Some of the biggest news in 2015 in Brazil has been the sharp devaluation of the Brazilian real. Since the beginning of the year, the real has depreciated about 48% against the dollar. However, the real depreciation has been compensating farmers by effectively increasing domestic soybean prices and making Brazilian soybeans more competitive in the export market. All this is happening despite the relative lower global soybean prices.

For example, the average monthly soybean price in the state of Paraná has increased by 31% since January. In October, the price averaged about R$78.13 per 60 kilos ($20.03), the highest price since September 2012. The higher domestic prices are creating an interesting dynamic in Brazil. The higher soybean area in Brazil is a result of farmers opting to switch from full-season corn to soybeans in the southern states in Brazil. In addition, farmers in the center-west are also converting degraded pastures to new soybean areas. In regions like MATOPIBA (the area where the states of Maranhão, Tocantins, Piaui, and Bahia meet), some farmers are switching cotton areas for soybeans, particularly in Bahia, and others are clearing new land (even though the rate has slowed down due to the higher costs of production).

The export forecast was increased to 55 million tonnes for the 2015-16 marketing year. The increase is due to the high pace of commercialization and the weaker real expected for the rest of 2015 and through 2016. In Mato Grosso alone, commercialization of the new crop is at 48% as of October, compared to 16% in the same month last year.

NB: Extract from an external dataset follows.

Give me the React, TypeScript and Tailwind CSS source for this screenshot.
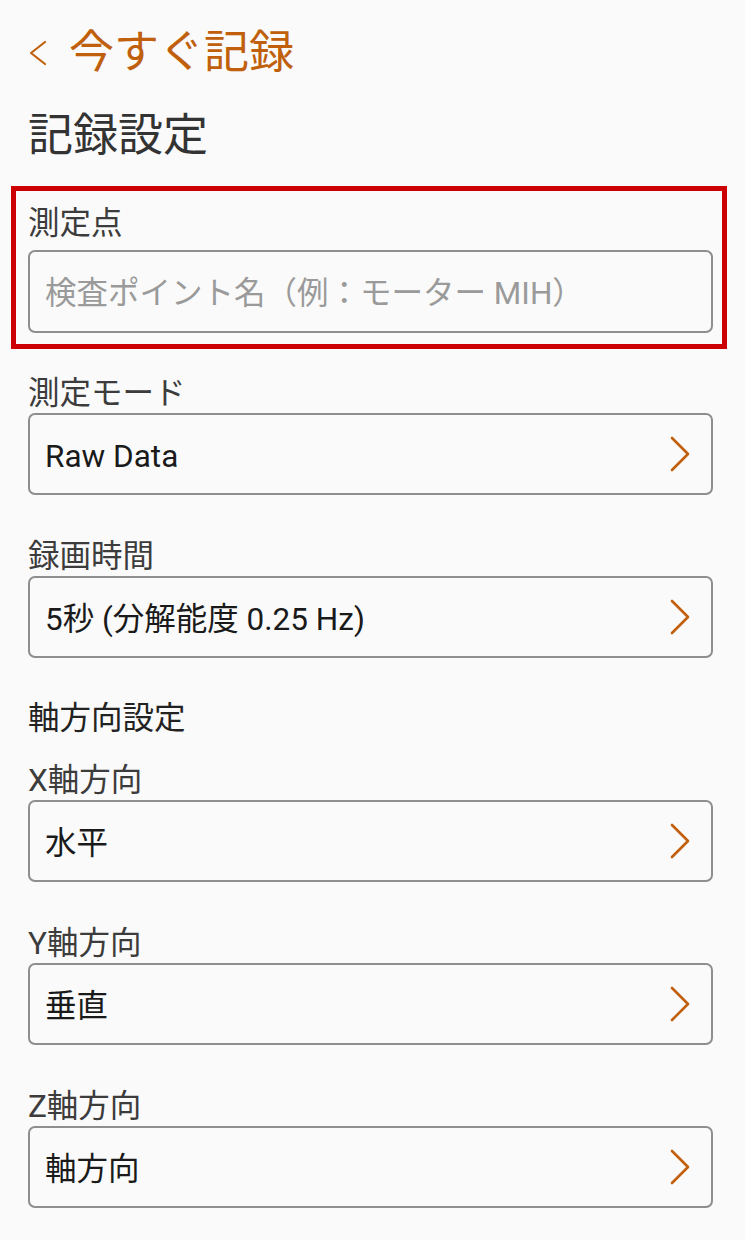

Brazilian farm inspectors ended their two-week strike in early October, which brought relief to the sector by lifting the threat to the free flow of soybean exports. All soybeans (and grains) exports require certificates issued by farm custom inspectors. The strike, however, did not significantly affect soybean and corn shipments. As a result, Brazil is expected to continue to export record amounts in the current and upcoming marketing year.